Sis-TW has filed a declaration attesting to the following facts, among others. Its operations are based solely in Taiwan, it does not have an office in California and it does not have any employees, officers, directors or managing agents located in California or elsewhere in the United States. Chen Decl. ¶¶ 3-4, 6. It is not registered to do business and does not have a mailing address in California or the United States. Id. at ¶¶ 5, 7. It does not own property, pay taxes or file tax returns in California or the United States, does not have assets or service locations in those areas and does not sell the products at issue there. Id. at ¶¶ 9-12.

Sis-TW attests that it entered into a purchase order agreement with ASUSTeK, which is also a Taiwanese company, in Taiwan, and sold and delivered its products to ASUSTeK there or in China. Id. at ¶¶ 13-14, 21; Third-Party Compl. ¶ 5. It also states that it has no control or direction over where ASUSTeK sells its products and that, while it "is aware that ASUSTeK sells its products worldwide including the United States in general, Sis-TW has no knowledge as to where ASUSTeK specifically sells its products in the United States." Chen Decl. ¶ 16.

As to its relationship with Sis-USA, Sis-TW states that it "is the grandparent organization of Sis-USA in a chain of companies, " specifically that Sis-USA is a wholly-owned subsidiary of a Cayman Islands company that is in turn a wholly-owned subsidiary of Sis-TW. Id. at ¶ 27. It attests that the two entities maintain separate business records, external CPAs and bank accounts. Id. at ¶ 28.

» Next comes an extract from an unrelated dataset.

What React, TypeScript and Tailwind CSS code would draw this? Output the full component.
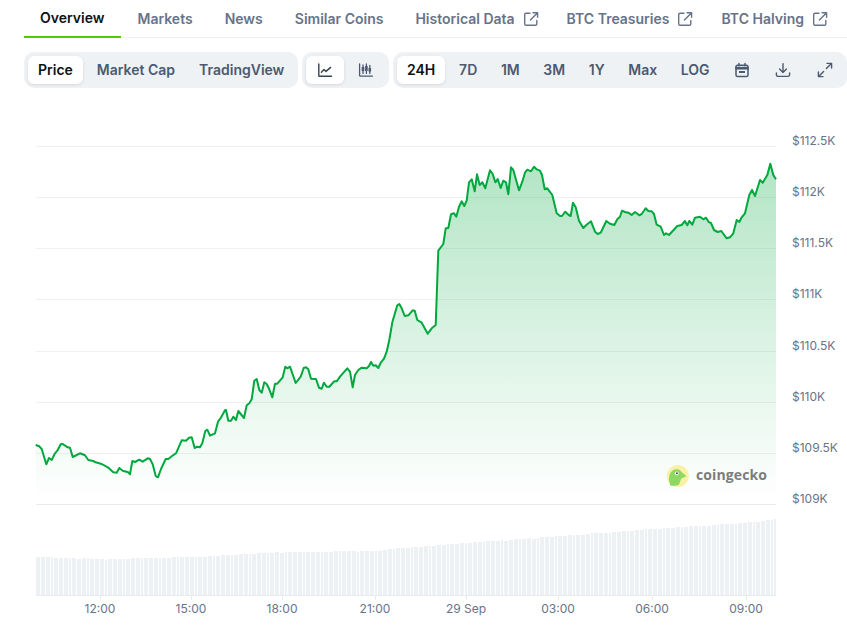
import type { ReactNode } from "react";

// Traced from the reference, in page pixels once mapped through the offsets below
const partA = [[107,495],[118,499],[125,507],[139,553],[147,534],[155,540],[165,520],[172,512],[182,493],[188,492],[203,502],[210,503],[218,531],[240,520],[255,526],[265,540],[280,543],[287,547],[305,552],[325,563],[340,577],[350,578],[358,564],[368,572],[385,577],[390,583],[397,543],[405,546],[418,539],[428,545],[443,535],[450,537],[458,553],[467,588],[474,592],[483,567],[497,537],[505,537],[515,529],[528,520],[545,481],[558,482],[567,473],[575,472],[584,504],[592,500],[600,502],[607,490],[616,453],[622,449],[630,467],[645,460],[654,425],[662,414],[675,391],[678,390],[685,422],[693,422],[700,410],[708,420],[715,393],[732,414],[740,376],[748,370],[755,358],[763,302],[770,297],[778,330],[785,338],[793,307],[800,312],[808,328],[817,352],[825,311],[832,311],[848,292],[856,260],[862,265],[870,260],[887,309],[902,290],[911,264],[918,262],[925,268],[933,296],[948,297],[957,323],[965,326],[972,308],[980,320],[988,320],[1003,304],[1010,304],[1020,290],[1042,265],[1050,275],[1058,322],[1065,285],[1075,270],[1085,263],[1100,265],[1107,258],[1113,246],[1120,257],[1127,256],[1135,264],[1143,247],[1152,236],[1160,215],[1168,180],[1177,127],[1192,76],[1198,72],[1205,85],[1214,108],[1225,106],[1238,91],[1244,92],[1252,120],[1265,128],[1283,161],[1295,145],[1307,135]];
const partB = [[167,525],[175,302],[190,282],[197,235],[205,234],[213,193],[222,190],[229,200],[237,170],[245,154],[253,168],[260,152],[267,97],[275,88],[284,124],[291,73],[299,105],[307,97],[316,115],[330,61],[338,72],[346,97],[353,87],[362,114],[370,92],[378,97],[385,133],[393,52],[400,60],[417,121],[427,95],[435,68],[442,59],[453,64],[462,50],[470,58],[480,62],[486,75],[494,118],[502,115],[517,135],[530,190],[540,198],[546,198],[556,185],[566,195],[572,198],[579,158],[587,172],[597,212]];
const partC = [[490,264],[498,256],[513,244],[525,275],[533,282],[542,278],[559,243],[570,251],[583,255],[592,238],[600,230],[606,212],[615,216],[625,218],[635,225],[645,216],[658,226],[665,222],[677,205],[685,213],[695,214],[702,222],[710,254],[722,260],[732,285],[738,280],[747,285],[772,258],[785,255],[795,243],[802,256],[808,243],[817,254],[825,233],[840,230],[850,238],[858,233],[866,246],[873,249],[882,270],[893,276],[904,273],[920,295],[930,292],[940,280],[950,240],[958,246],[965,232],[975,220],[988,165],[996,150],[1005,168],[1020,120],[1028,128],[1042,105],[1051,71],[1060,105],[1068,118]];

const price = [
  ...partA.map(([x, y]) => [x / 3, 280 + y / 3]),
  ...partB.map(([x, y]) => [380 + x / 3, 150 + y / 3]),
  ...partC.map(([x, y]) => [420 + x / 3, 140 + y / 3]),
];
const linePath = "M" + price.map(([x, y]) => `${x.toFixed(1)} ${y.toFixed(1)}`).join("L");
const areaPath = `${linePath}L776 504L35.7 504Z`;

// top edge of the volume bars at a few x positions
const volTop = [[36,557],[105,559],[190,557],[281,552],[375,551],[400,548],[466,543],[558,536],[650,529],[740,523],[776,519]];
function volAt(x: number) {
  for (let i = 1; i < volTop.length; i++) {
    const [x0, y0] = volTop[i - 1];
    const [x1, y1] = volTop[i];
    if (x <= x1) return Math.round(y0 + ((x - x0) / (x1 - x0)) * (y1 - y0) + (x % 7 === 0 ? 0.6 : 0));
  }
  return 519;
}
const bars: { x: number; w: number; y: number }[] = [];
for (let x = 36, i = 0; x < 776; i++) {
  const w = Math.min(i % 4 === 3 ? 2 : 4, 776 - x);
  bars.push({ x, w, y: volAt(x) });
  x += w + 1;
}

const grid = [146, 197, 248, 299, 351, 402, 453];
const yLabels = [["$112.5K", 146], ["$112K", 197], ["$111.5K", 248], ["$111K", 299], ["$110.5K", 351], ["$110K", 402], ["$109.5K", 453], ["$109K", 504]] as const;
const xLabels = [["12:00", 100], ["15:00", 191], ["18:00", 282], ["21:00", 375], ["29 Sep", 466], ["03:00", 558], ["06:00", 652], ["09:00", 746]] as const;

function ExternalIcon() {
  return (
    <svg viewBox="0 0 16 16" className="w-4 h-4 ml-2 mr-[-4px]" fill="none" stroke="currentColor" strokeWidth="1.4" strokeLinecap="round" strokeLinejoin="round">
      <path d="M7 2.2H3a1.3 1.3 0 0 0-1.3 1.3V13A1.3 1.3 0 0 0 3 14.3h9.5a1.3 1.3 0 0 0 1.3-1.3V9.5" />
      <path d="M10 1.7h4.6v4.6M14.4 1.9 7.4 8.9" />
    </svg>
  );
}

function Tab({ label, active, ext }: { label: string; active?: boolean; ext?: boolean }) {
  return (
    <div className={`h-[38px] pl-4 flex items-center text-sm font-semibold whitespace-nowrap ${active ? "pr-[17px] border-b-2 border-[#4bcc00] text-[#0d1217]" : "pr-4 text-[#677389]"}`}>
      {label}
      {ext && <ExternalIcon />}
    </div>
  );
}

function Seg({ children, active, className = "" }: { children: ReactNode; active?: boolean; className?: string }) {
  return (
    <div className={`h-7 px-[10px] flex items-center justify-center rounded-md text-sm font-semibold whitespace-nowrap ${active ? "bg-white text-[#0d1217] shadow-[0_1px_3px_rgba(15,23,42,0.12)]" : "text-[#4b5a70]"} ${className}`}>
      {children}
    </div>
  );
}

function Group({ children, className = "" }: { children: ReactNode; className?: string }) {
  return <div className={`h-9 p-1 flex gap-1 rounded-[10px] bg-[#eff2f5] ${className}`}>{children}</div>;
}

function Logo() {
  return (
    <g>
      <circle cx="677.8" cy="476" r="11" fill="#f8f1a6" />
      <path d="M670 484.4c-1.2-3.5-1.2-7-.3-9.6 1-3.5 3.8-5.6 7-5.6 2.4 0 3.8 1.3 5 3l4.3 3.6-.6 1.3-3.6.8c-1 1.6-1.8 3.8-2.6 6.2-.5 1-1.5 1.4-2.5 1.5-2.6.3-5 0-6.7-.2Z" fill="#8cd860" />
      <circle cx="676.7" cy="473.3" r="1.9" fill="#fff" />
      <circle cx="676.9" cy="473.3" r="1" fill="#3d4a3a" />
      <text x="696" y="480" fontFamily="'Open Sans', sans-serif" fontWeight="700" fontSize="14" fill="#7c7c7c" textLength="71">coingecko</text>
    </g>
  );
}

export default function App() {
  return (
    <div className="w-[847px] h-[626px] overflow-hidden bg-white pl-6 font-['Inter',sans-serif]">
      <div className="h-[38px] flex items-start border-b border-[#eff2f5]">
        <Tab label="Overview" active />
        <Tab label="Markets" />
        <Tab label="News" />
        <Tab label="Similar Coins" />
        <Tab label="Historical Data" ext />
        <Tab label="BTC Treasuries" ext />
        <Tab label="BTC Halving" ext />
      </div>

      <div className="mt-[14px] flex gap-1">
        <Group>
          <Seg active>Price</Seg>
          <Seg>Market Cap</Seg>
          <Seg>TradingView</Seg>
        </Group>
        <Group>
          <Seg active className="w-[37.33px] !px-0">
            <svg viewBox="0 0 16 16" className="w-4 h-4 text-[#364152]" fill="none" stroke="currentColor" strokeWidth="1.4" strokeLinecap="round" strokeLinejoin="round">
              <path d="M1.8 2v11.4a.8.8 0 0 0 .8.8h12" />
              <path d="M4.4 10.2 7 7.6l2 1.8 4.6-4" />
            </svg>
          </Seg>
          <Seg className="w-[37.33px] !px-0">
            <svg viewBox="0 0 16 16" className="w-4 h-4" fill="none" stroke="currentColor" strokeWidth="1.3" strokeLinecap="round">
              <path d="M1.6 2v11.4a.8.8 0 0 0 .8.8h12" />
              <path d="M5 2.8v8.6M8.4 2v9.4M11.8 3.4v8" />
              <path d="M5 5h0v4M8.4 4v5M11.8 6v3.6" strokeWidth="2.6" strokeLinecap="butt" />
            </svg>
          </Seg>
        </Group>
        <Group className="flex-1">
          <Seg active>24H</Seg>
          <Seg className="!px-[9.8px]">7D</Seg>
          <Seg className="!px-[9.8px]">1M</Seg>
          <Seg className="!px-[9.8px]">3M</Seg>
          <Seg className="!px-[9.8px]">1Y</Seg>
          <Seg className="!px-[9.8px]">Max</Seg>
          <Seg className="!px-[9.8px]">LOG</Seg>
          <Seg className="w-[37.33px] !px-0">
            <svg viewBox="0 0 16 16" className="w-4 h-4" fill="none" stroke="currentColor" strokeWidth="1.5" strokeLinecap="round">
              <rect x="2" y="3.2" width="12" height="11.3" rx="1.6" />
              <path d="M5 1.4v2.4M11 1.4v2.4" />
              <path d="M2 5.6h12v1.2H2z" fill="currentColor" />
              <path d="M5 10h6" strokeWidth="2" strokeLinecap="butt" />
            </svg>
          </Seg>
          <Seg className="w-[37.33px] !px-0">
            <svg viewBox="0 0 16 16" className="w-4 h-4" fill="none" stroke="currentColor" strokeWidth="1.4" strokeLinecap="round" strokeLinejoin="round">
              <path d="M8 1.6v8.6M4.6 7l3.4 3.4L11.4 7" />
              <path d="M1.4 11v1.7a1.7 1.7 0 0 0 1.7 1.7h9.8a1.7 1.7 0 0 0 1.7-1.7V11" />
            </svg>
          </Seg>
          <Seg className="w-[37.33px] !px-0">
            <svg viewBox="0 0 16 16" className="w-4 h-4" fill="none" stroke="currentColor" strokeWidth="1.4" strokeLinecap="round" strokeLinejoin="round">
              <path d="M10 1.4h4.6V6M14.4 1.6 9.4 6.6" />
              <path d="M6 14.6H1.4V10M1.6 14.4l5-5" />
            </svg>
          </Seg>
        </Group>
      </div>

      <svg viewBox="24 88 823 538" className="block w-[823px] h-[538px]" fontFamily="Inter, sans-serif">
        <defs>
          <linearGradient id="priceFill" gradientUnits="userSpaceOnUse" x1="0" y1="165" x2="0" y2="500">
            <stop offset="0" stopColor="#00a83e" stopOpacity="0.3" />
            <stop offset="1" stopColor="#00a83e" stopOpacity="0" />
          </linearGradient>
        </defs>

        {grid.map((y) => (
          <line key={y} x1="36" x2="776" y1={y + 0.5} y2={y + 0.5} stroke="#f0f1f3" />
        ))}
        <line x1="36" x2="776" y1="504.5" y2="504.5" stroke="#e8ebf0" />

        <path d={areaPath} fill="url(#priceFill)" />
        <path d={linePath} fill="none" stroke="#00a83e" strokeWidth="2" strokeLinejoin="round" />

        <Logo />

        {bars.map((b) => (
          <rect key={b.x} x={b.x} y={b.y} width={b.w} height={595 - b.y} fill="#eef1f4" />
        ))}
        <line x1="36" x2="776" y1="595.5" y2="595.5" stroke="#e8ebf0" />

        {yLabels.map(([t, y]) => (
          <text key={t} x="792" y={y - 1} fontSize="12" fill="#677389">{t}</text>
        ))}
        {xLabels.map(([t, x]) => (
          <g key={t}>
            <line x1={x + 0.5} x2={x + 0.5} y1="595" y2="600" stroke="#e8ebf0" />
            <text x={x} y="612.5" fontSize="12" fill="#677389" textAnchor="middle">{t}</text>
          </g>
        ))}
      </svg>
    </div>
  );
}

ASUSTeK and ACI do not contest "that a subsidiary's contacts with California do not, standing alone, confer jurisdiction on a parent corporation" but contend that SIS-TW has "taken over the role of the U.S. entity" and now has sufficient minimum contacts with California to support the exercise of general jurisdiction. Docket No. 782, 2. The Ninth Circuit has recognized that, "if the parent and subsidiary are not really separate entities, or one acts as an agent of the other, the local subsidiary's contacts with the forum may be imputed to the foreign parent corporation.'" Doe v. Unocal Corp. , 248 F.3d 915, 926 (9th Cir. 2001) (quoting El-Fadl v. Central Bank of Jordan , 75 F.3d 668, 676 (D.C. Cir. 1996)). "An alter ego or agency relationship is typified by parental control of the subsidiary's internal affairs or daily operations." Id . (citing Kramer Motors, Inc. v. British Leyland, Ltd. , 628 F.2d 1175, 1177 (9th Cir. 1980)).

ASUSTeK and ACI state that, in an answer filed in the Eastern District of Texas last year, Sis-TW "admitted" that "[o]n November 18, 2008, SIS America decided to discontinue operations in the United States; since then, SIS Taiwan has assumed responsibility for United States sales." Opp. at 2 (citing Brigham Decl., Ex. 5). They also assert that Sis-TW has filed a joint financial report for itself and its subsidiaries and that an officer of the American entity was a named ...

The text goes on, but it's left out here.